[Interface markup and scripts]
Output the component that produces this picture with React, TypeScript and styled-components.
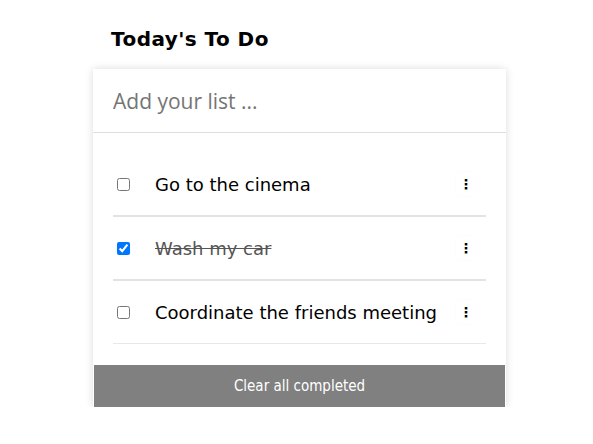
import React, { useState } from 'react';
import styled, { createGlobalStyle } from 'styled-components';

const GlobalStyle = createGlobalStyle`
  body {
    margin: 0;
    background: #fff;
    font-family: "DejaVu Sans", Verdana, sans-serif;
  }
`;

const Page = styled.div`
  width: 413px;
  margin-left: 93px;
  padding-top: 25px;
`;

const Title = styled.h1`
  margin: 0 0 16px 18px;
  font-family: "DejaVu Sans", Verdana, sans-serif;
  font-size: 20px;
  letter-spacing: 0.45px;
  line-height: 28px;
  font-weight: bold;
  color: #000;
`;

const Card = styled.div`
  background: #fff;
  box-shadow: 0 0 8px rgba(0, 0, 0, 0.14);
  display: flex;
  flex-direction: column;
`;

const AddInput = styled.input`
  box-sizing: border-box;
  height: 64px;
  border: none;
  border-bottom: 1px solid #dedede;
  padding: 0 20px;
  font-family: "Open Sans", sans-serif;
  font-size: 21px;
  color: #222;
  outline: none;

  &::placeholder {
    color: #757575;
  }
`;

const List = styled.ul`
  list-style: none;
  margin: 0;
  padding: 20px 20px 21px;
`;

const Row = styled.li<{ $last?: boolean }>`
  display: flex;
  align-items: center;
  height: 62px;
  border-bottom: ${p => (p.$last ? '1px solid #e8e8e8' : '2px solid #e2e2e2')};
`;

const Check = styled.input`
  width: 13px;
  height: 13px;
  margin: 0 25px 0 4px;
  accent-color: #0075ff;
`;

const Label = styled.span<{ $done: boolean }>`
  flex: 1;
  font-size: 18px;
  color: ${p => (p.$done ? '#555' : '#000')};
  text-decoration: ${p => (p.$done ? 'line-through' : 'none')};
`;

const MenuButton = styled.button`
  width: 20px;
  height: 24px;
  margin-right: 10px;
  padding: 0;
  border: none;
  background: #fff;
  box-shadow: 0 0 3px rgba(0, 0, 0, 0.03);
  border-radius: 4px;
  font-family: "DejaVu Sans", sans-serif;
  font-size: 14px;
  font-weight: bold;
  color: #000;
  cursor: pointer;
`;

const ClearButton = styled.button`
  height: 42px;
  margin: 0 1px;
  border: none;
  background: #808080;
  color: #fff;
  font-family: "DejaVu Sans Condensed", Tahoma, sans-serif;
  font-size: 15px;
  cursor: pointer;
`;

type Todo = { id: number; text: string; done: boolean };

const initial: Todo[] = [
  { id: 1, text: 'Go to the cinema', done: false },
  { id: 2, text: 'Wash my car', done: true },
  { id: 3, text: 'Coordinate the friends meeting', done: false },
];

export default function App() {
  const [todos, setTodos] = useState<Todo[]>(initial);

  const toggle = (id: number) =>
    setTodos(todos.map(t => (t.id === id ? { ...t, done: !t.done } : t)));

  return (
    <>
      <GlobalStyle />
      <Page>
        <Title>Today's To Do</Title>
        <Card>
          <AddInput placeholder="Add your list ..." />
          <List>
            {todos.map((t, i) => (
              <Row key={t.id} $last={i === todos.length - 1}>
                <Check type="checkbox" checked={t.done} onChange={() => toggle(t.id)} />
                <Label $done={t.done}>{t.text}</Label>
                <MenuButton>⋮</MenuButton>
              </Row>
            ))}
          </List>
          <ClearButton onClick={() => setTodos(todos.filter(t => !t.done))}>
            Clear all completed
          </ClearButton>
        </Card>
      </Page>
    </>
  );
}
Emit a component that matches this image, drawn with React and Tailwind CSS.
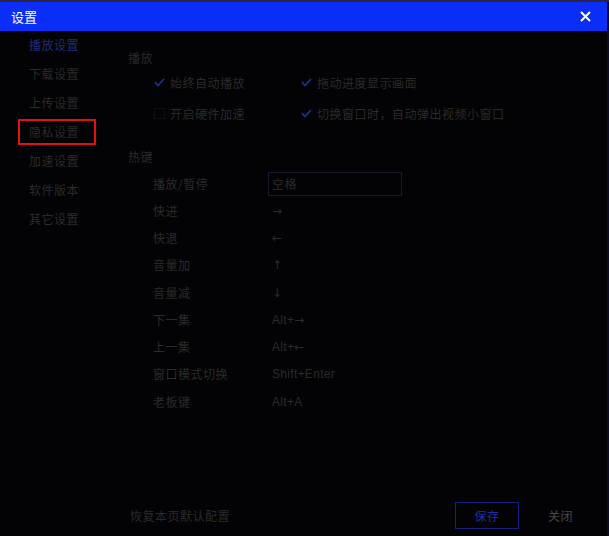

• **What you need to do**
Using the material above, retype each entry exactly and omit the pictures.

• **Right answer**
Output the component that produces this picture with React, TypeScript and styled-components.
import React, { useState } from 'react';
import styled, { createGlobalStyle } from 'styled-components';

const GlobalStyle = createGlobalStyle`
  body {
    margin: 0;
    background: #fff;
    font-family: "DejaVu Sans", Verdana, sans-serif;
  }
`;

const Page = styled.div`
  width: 413px;
  margin-left: 93px;
  padding-top: 25px;
`;

const Title = styled.h1`
  margin: 0 0 16px 18px;
  font-family: "DejaVu Sans", Verdana, sans-serif;
  font-size: 20px;
  letter-spacing: 0.45px;
  line-height: 28px;
  font-weight: bold;
  color: #000;
`;

const Card = styled.div`
  background: #fff;
  box-shadow: 0 0 8px rgba(0, 0, 0, 0.14);
  display: flex;
  flex-direction: column;
`;

const AddInput = styled.input`
  box-sizing: border-box;
  height: 64px;
  border: none;
  border-bottom: 1px solid #dedede;
  padding: 0 20px;
  font-family: "Open Sans", sans-serif;
  font-size: 21px;
  color: #222;
  outline: none;

  &::placeholder {
    color: #757575;
  }
`;

const List = styled.ul`
  list-style: none;
  margin: 0;
  padding: 20px 20px 21px;
`;

const Row = styled.li<{ $last?: boolean }>`
  display: flex;
  align-items: center;
  height: 62px;
  border-bottom: ${p => (p.$last ? '1px solid #e8e8e8' : '2px solid #e2e2e2')};
`;

const Check = styled.input`
  width: 13px;
  height: 13px;
  margin: 0 25px 0 4px;
  accent-color: #0075ff;
`;

const Label = styled.span<{ $done: boolean }>`
  flex: 1;
  font-size: 18px;
  color: ${p => (p.$done ? '#555' : '#000')};
  text-decoration: ${p => (p.$done ? 'line-through' : 'none')};
`;

const MenuButton = styled.button`
  width: 20px;
  height: 24px;
  margin-right: 10px;
  padding: 0;
  border: none;
  background: #fff;
  box-shadow: 0 0 3px rgba(0, 0, 0, 0.03);
  border-radius: 4px;
  font-family: "DejaVu Sans", sans-serif;
  font-size: 14px;
  font-weight: bold;
  color: #000;
  cursor: pointer;
`;

const ClearButton = styled.button`
  height: 42px;
  margin: 0 1px;
  border: none;
  background: #808080;
  color: #fff;
  font-family: "DejaVu Sans Condensed", Tahoma, sans-serif;
  font-size: 15px;
  cursor: pointer;
`;

type Todo = { id: number; text: string; done: boolean };

const initial: Todo[] = [
  { id: 1, text: 'Go to the cinema', done: false },
  { id: 2, text: 'Wash my car', done: true },
  { id: 3, text: 'Coordinate the friends meeting', done: false },
];

export default function App() {
  const [todos, setTodos] = useState<Todo[]>(initial);

  const toggle = (id: number) =>
    setTodos(todos.map(t => (t.id === id ? { ...t, done: !t.done } : t)));

  return (
    <>
      <GlobalStyle />
      <Page>
        <Title>Today's To Do</Title>
        <Card>
          <AddInput placeholder="Add your list ..." />
          <List>
            {todos.map((t, i) => (
              <Row key={t.id} $last={i === todos.length - 1}>
                <Check type="checkbox" checked={t.done} onChange={() => toggle(t.id)} />
                <Label $done={t.done}>{t.text}</Label>
                <MenuButton>⋮</MenuButton>
              </Row>
            ))}
          </List>
          <ClearButton onClick={() => setTodos(todos.filter(t => !t.done))}>
            Clear all completed
          </ClearButton>
        </Card>
      </Page>
    </>
  );
}
Emit a component that matches this image, drawn with React and Tailwind CSS.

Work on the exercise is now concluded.